The tweets' contents have also been cleaned using tweet-preprocessor
, ftfy
before getting the sentiment scores calculated with VADER
.
Variable Name | Description | Data Type |
---|---|---|
date | date posted | object |
time | time posted | object |
replies_count | number of replies | int |
retweets_count | number of retweets | int |
likes_count | number of likes | int |
search | name of the coin | object |
decoded_tweet | actual tweet content | object |
neg | negative sentiment score calculated by VADER | float |
neu | netral sentiment score calculated by VADER | float |
pos | positive sentiment score calculated by VADER | float |
compound | compound sentiment score calculated by VADER | float |
This dataset was generated by combing the two datasets above, by grouping tweets by the date, and aggregating a sentiment score for each day, considering its popularity based on number of likes, replies, and retweets.
Variable Name | Description | Data Type |
---|---|---|
total_vol | total amount of coins traded in the last 24 hours | float |
date | date in ordinal value | int |
price | daily price in USD | float |
positive | positive sentiment score calculated by VADER | float |
negative | negative sentiment score calculated by VADER | float |
neutral | neutral sentiment score calculated by VADER | float |
total_tweets | count value of total tweets posted each day | int |
bitcoin | identify coin type (0, 1) | int |
litecoin | identify coin type (0, 1) | int |
yearn-finance | identify coin type (0, 1) | int |
| - crypto_price_analysis
| -- project_presentation Includes the presentation of the project
| --- Cryptocurrency Analysis - Project Presentation.pdf
| -- scraping_and_preprocessing Includes Python scripts with source codes to scrape and preprocess data
| --- coingecko_get_missing_dates.py Script used to get missing dates' prices, update coingecko.csv
| --- coingecko_scraper.py Script used to scrape daily prices of interested coins, create coingecko.csv
| --- twint_scraper.py Script used to scrape daily tweets from Twitter
| --- vader_sentiment_analysis.py Script used to perform text processing and calculate sentiment scores, create
| -- src Includes the datasets and the analysis code
| --- data Includes all datasets
| ---- coingecko Includes the coins' prices scraped from CoinGecko API
| ----- coingecko.csv
| ---- tweets Includes the tweets scraped from Twitter with sentiment scores
| ----- Link_to_dataset.md
| ---- cleaned_data.csv The combined clean dataset for analysis
| --- tree.dot Tree structure to generate diagram for illustration
| --- tree.png An illustrated tree from Random Forest Regressor
| -- .gitignore gitignore files
| -- LICENSE MIT License
| -- README.md Project Overview
CoinGecko API only allows free public access to daily prices of the coins, which makes it difficult to apply Machine Learning algorithms to predict individual coins due to the sheer volume.

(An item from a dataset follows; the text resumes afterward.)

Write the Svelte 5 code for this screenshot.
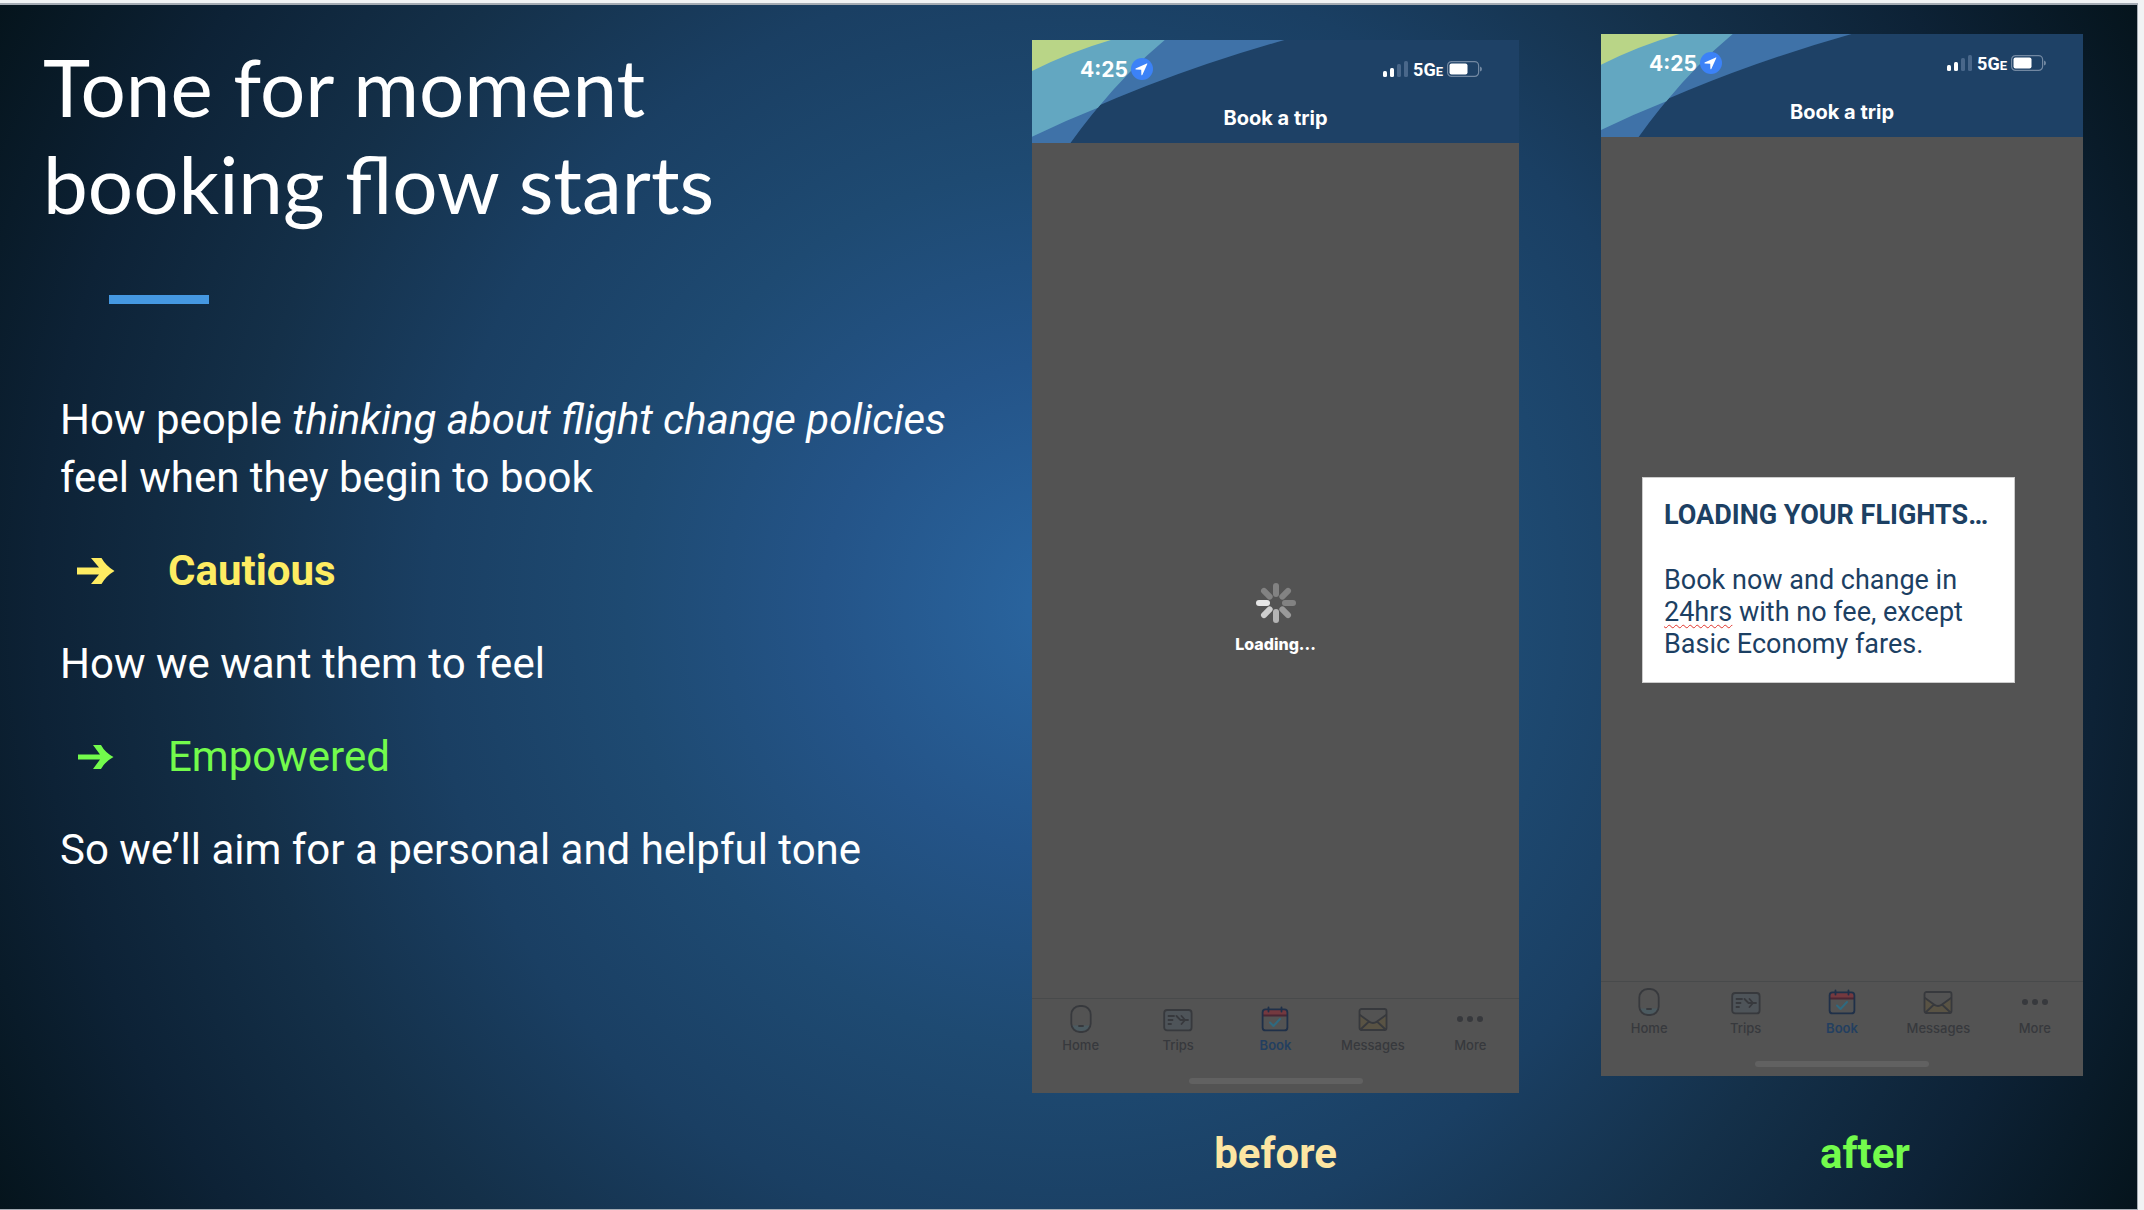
<script lang="ts">
	interface Tab {
		id: string;
		label: string;
	}

	const tabs: Tab[] = [
		{id: 'home', label: 'Home'},
		{id: 'trips', label: 'Trips'},
		{id: 'book', label: 'Book'},
		{id: 'messages', label: 'Messages'},
		{id: 'more', label: 'More'},
	];

	let before_tab = $state('book');
	let after_tab = $state('book');

	// clockwise from 12 o'clock
	const spokes = ['#828282', '#828282', '#828282', '#999999', '#b4b4b4', '#cecece', '#e6e6e6', '#828282'];
</script>

{#snippet arrow(bold: boolean)}
	<svg class="arrow" viewBox="0 0 38 28" aria-hidden="true">
		{#if bold}
			<path d="M0 10.5H22L14 1H24.5Q29 9 37.5 14Q29 19 24.5 27H14L22 17.5H0Z" />
		{:else}
			<path d="M1 11.5H23L16 2H24Q28 9.5 36.5 14Q28 18.5 24 26H16L23 16.5H1Z" />
		{/if}
	</svg>
{/snippet}

{#snippet top_bar()}
	<header class="top_bar">
		<svg class="swoosh" viewBox="0 0 488 104" preserveAspectRatio="xMinYMin slice" aria-hidden="true">
			<path fill="#3f72a8" d="M0 0H253Q115 39 0 97Z" />
			<path fill="#3f72a8" d="M0 0H133Q80 45 38 104H0Z" />
			<path fill="#63a7c1" d="M0 0H133Q96 31 66 68Q33 81 0 97Z" />
			<path fill="#b9d587" d="M0 0H79Q38 12 0 31Z" />
		</svg>
		<div class="status">
			<span class="clock">4:25</span>
			<svg class="locate" viewBox="0 0 22 22" aria-hidden="true">
				<circle cx="11" cy="11" r="11" fill="#3c82f7" />
				<path fill="#fff" d="M15.8 5.4L4.6 10.6Q4 11.4 5 11.6L10.2 11.8L10.4 16.8Q10.6 17.8 11.3 17L16.3 6Q16.4 5.2 15.8 5.4Z" />
			</svg>
			<svg class="signal" viewBox="0 0 26 16" aria-hidden="true">
				<rect x="0" y="10" width="4" height="6" rx="1.5" fill="#fff" />
				<rect x="7" y="7" width="4" height="9" rx="1.5" fill="#fff" />
				<rect x="14" y="3" width="4" height="13" rx="1.5" fill="#49678a" />
				<rect x="21" y="0" width="4" height="16" rx="1.5" fill="#49678a" />
			</svg>
			<span class="network">5G<small>E</small></span>
			<svg class="battery" viewBox="0 0 36 16" aria-hidden="true">
				<rect x="0.6" y="0.6" width="31" height="14.8" rx="4" fill="none" stroke="#7288a2" stroke-width="1.2" />
				<rect x="2.5" y="2.5" width="18" height="11" rx="2" fill="#fff" />
				<path d="M33 5.5Q35 6 35 8Q35 10 33 10.5Z" fill="#7288a2" />
			</svg>
		</div>
		<h2>Book a trip</h2>
	</header>
{/snippet}

{#snippet icon(id: string)}
	<svg
		class="icon"
		viewBox="0 0 32 30"
		fill="none"
		stroke="#37393d"
		stroke-width="1.8"
		stroke-linecap="round"
		stroke-linejoin="round"
		aria-hidden="true"
	>
		{#if id === 'home'}
			<path d="M6.6 21.5H25.4Q24 27.5 16 27.8Q8 27.5 6.6 21.5Z" fill="#4b5a60" stroke="none" />
			<rect x="6.3" y="2" width="19.4" height="26" rx="8.5" />
			<path d="M14 22H18" />
		{:else if id === 'trips'}
			<rect x="2.2" y="6" width="27.4" height="20.4" rx="3" fill="#4e5459" />
			<path d="M6.5 12H12M6.5 16H10.5M6.5 20H9M14.5 12L18.5 16H26M19.5 12L23 16L19.5 20" />
		{:else if id === 'book'}
			<path d="M4 11V8Q4 5.5 6.5 5.5H25.5Q28 5.5 28 8V11Z" fill="#74393f" stroke="none" />
			<g stroke="#1f3049">
				<path d="M4 11.5H28" stroke="#4a2734" />
				<rect x="3.6" y="5.4" width="24.8" height="21" rx="3" />
				<path d="M9.5 3.5V7.5M22.5 3.5V7.5" />
			</g>
			<path d="M11 18.5L14.5 22L21 15" stroke="#2f6a80" stroke-width="2" />
		{:else if id === 'messages'}
			<path d="M3 11L12 17.5Q16 20.5 20 17.5L29 11V26H3Z" fill="#595344" stroke="none" />
			<rect x="2.5" y="5" width="27" height="21" rx="2" />
			<path d="M3 11L12 17.5Q16 20.5 20 17.5L29 11M3.5 25.5L12 17.5M28.5 25.5L20 17.5" />
		{:else}
			<g fill="#37393d" stroke="none">
				<circle cx="6" cy="15" r="3" />
				<circle cx="16" cy="15" r="3" />
				<circle cx="26" cy="15" r="3" />
			</g>
		{/if}
	</svg>
{/snippet}

{#snippet tab_bar(current: string, select: (id: string) => void)}
	<nav class="tab_bar">
		<div class="tabs">
			{#each tabs as tab (tab.id)}
				<button class:selected={tab.id === current} onclick={() => select(tab.id)}>
					{@render icon(tab.id)}
					{tab.label}
				</button>
			{/each}
		</div>
		<div class="home_indicator"></div>
	</nav>
{/snippet}

<main class="frame">
	<div class="slide">
		<section class="notes">
			<h1>Tone for moment<br />booking flow starts</h1>
			<hr />
			<div class="points">
				<p>How people <em>thinking about flight change policies</em><br />feel when they begin to book</p>
				<ul class="cautious">
					<li>{@render arrow(true)}<strong>Cautious</strong></li>
				</ul>
				<p>How we want them to feel</p>
				<ul class="empowered">
					<li>{@render arrow(false)}Empowered</li>
				</ul>
				<p>So we’ll aim for a personal and helpful tone</p>
			</div>
		</section>

		<figure class="before">
			<div class="phone">
				{@render top_bar()}
				<div class="screen loading">
					<svg class="spinner" viewBox="-20 -20 40 40" aria-hidden="true">
						{#each spokes as color, i (i)}
							<rect x="-3" y="-20" width="6" height="14" rx="3" fill={color} transform="rotate({i * 45})" />
						{/each}
					</svg>
					<span>Loading...</span>
				</div>
				{@render tab_bar(before_tab, (id) => (before_tab = id))}
			</div>
			<figcaption>before</figcaption>
		</figure>

		<figure class="after">
			<div class="phone">
				{@render top_bar()}
				<div class="screen">
					<div class="card">
						<h3>LOADING YOUR FLIGHTS…</h3>
						<p>Book now and change in<br /><span class="misspelled">24hrs</span> with no fee, except<br />Basic Economy fares.</p>
					</div>
				</div>
				{@render tab_bar(after_tab, (id) => (after_tab = id))}
			</div>
			<figcaption>after</figcaption>
		</figure>
	</div>
</main>

<style>
	:global(body) {
		background: #f1f3f4;
	}
	.frame {
		box-sizing: border-box;
		display: flex;
		min-height: 100vh;
		padding: 3px 6px 0 0;
		font-family: Roboto, sans-serif;
		color: #fff;
	}
	.slide {
		flex: 1;
		display: grid;
		grid-template-columns: 1032fr 487fr 82fr 482fr 54fr;
		border: solid #a4abb3;
		border-width: 2px 1px 1px 0;
		background: radial-gradient(
			circle farthest-corner at 50% 50%,
			#2a66a1 0%,
			#245488 20%,
			#1e4a72 36%,
			#1a3f63 52%,
			#143049 68%,
			#0d2236 84%,
			#05141c 100%
		);
	}
	.notes {
		grid-column: 1;
		padding: 33px 0 0 43px;
	}
	h1 {
		margin: 0;
		font: 400 80px/97px Lato, sans-serif;
	}
	hr {
		width: 100px;
		height: 9px;
		margin: 63px 0 0 66px;
		border: 0;
		background: #4598e1;
	}
	.points {
		margin: 87px 0 0 17px;
		font-size: 42px;
		line-height: 58px;
	}
	.points p,
	.points ul {
		margin: 0 0 35px;
		padding: 0;
		list-style: none;
	}
	li {
		display: flex;
		align-items: center;
		gap: 53px;
		padding-left: 17px;
	}
	.arrow {
		width: 38px;
		height: 28px;
		fill: currentColor;
	}
	.cautious {
		color: #feec62;
	}
	.empowered {
		color: #73fb4c;
	}

	figure {
		display: flex;
		flex-direction: column;
		margin: 0;
	}
	.before {
		grid-column: 2;
		padding-top: 35px;
	}
	.after {
		grid-column: 4;
		padding-top: 29px;
	}
	figcaption {
		margin-top: auto;
		padding-bottom: 30px;
		font-size: 42px;
		font-weight: 700;
		line-height: 50px;
		text-align: center;
	}
	.before figcaption {
		color: #fde6a2;
	}
	.after figcaption {
		padding-left: 46px;
		color: #73fb4c;
	}

	.phone {
		display: flex;
		flex-direction: column;
		aspect-ratio: 487 / 1053;
		background: #535353;
		font-family: Inter, sans-serif;
	}
	.top_bar {
		position: relative;
		height: 103px;
		background: #1e4166;
	}
	.swoosh {
		position: absolute;
		inset: 0;
		width: 100%;
		height: 100%;
	}
	.status {
		position: relative;
		display: flex;
		align-items: center;
		height: 58px;
		padding: 0 36px 0 48px;
	}
	.clock {
		font-size: 21px;
		font-weight: 700;
	}
	.locate {
		width: 22px;
		height: 22px;
		margin-left: 3px;
	}
	.signal {
		width: 26px;
		height: 16px;
		margin-left: auto;
	}
	.network {
		margin: 0 4px;
		font: 700 18px Roboto, sans-serif;
	}
	.network small {
		font-size: 13px;
	}
	.battery {
		width: 36px;
		height: 16px;
	}
	h2 {
		position: relative;
		margin: 7px 0 0;
		font-size: 20px;
		font-weight: 700;
		line-height: 26px;
		text-align: center;
	}
	.screen {
		flex: 1;
		display: flex;
		flex-direction: column;
		align-items: flex-start;
	}
	.loading {
		align-items: center;
		gap: 11px;
		padding-top: 440px;
		font-size: 16px;
		font-weight: 800;
		line-height: 20px;
	}
	.spinner {
		width: 40px;
		height: 40px;
	}
	.card {
		box-sizing: border-box;
		width: 373px;
		margin: 340px 0 0 41px;
		padding: 21px 21px 22px;
		border: 1px solid #ccc;
		background: #fff;
		color: #1c4063;
		font-family: Roboto, sans-serif;
		font-size: 27px;
		line-height: 32px;
		white-space: nowrap;
	}
	.card h3 {
		margin: 0 0 33px;
		font-size: 27px;
		font-weight: 700;
	}
	.card p {
		margin: 0;
	}
	.misspelled {
		text-decoration: underline wavy #e0342b 1px;
		text-underline-offset: 3px;
	}

	.tab_bar {
		display: flex;
		flex-direction: column;
		box-sizing: border-box;
		height: 95px;
		padding: 5px 0 9px;
		border-top: 1px solid #484a4b;
	}
	.tabs {
		display: grid;
		grid-template-columns: repeat(5, 1fr);
	}
	button {
		display: flex;
		flex-direction: column;
		align-items: center;
		gap: 2px;
		padding: 0;
		border: 0;
		background: none;
		color: #37393d;
		font: 500 13px/18px Inter, sans-serif;
		cursor: pointer;
	}
	button.selected {
		color: #233f60;
		font-weight: 600;
	}
	.icon {
		width: 32px;
		height: 30px;
	}
	.home_indicator {
		width: 174px;
		height: 6px;
		margin: auto auto 0;
		border-radius: 3px;
		background: #616161;
	}
</style>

Therefore, it was necessary to to combine different currencies to generate sufficient data for the ML models, with the observation that BTC and YFI prices are significantly higher than others. We understand that this discrepancy in behavior may impact our models’ predictive capability due to this skewed characteristic.
To further improve predictions for practical use, we believe that access to more granular price data would be beneficial, rendering enough datapoints to run separate models for each coin.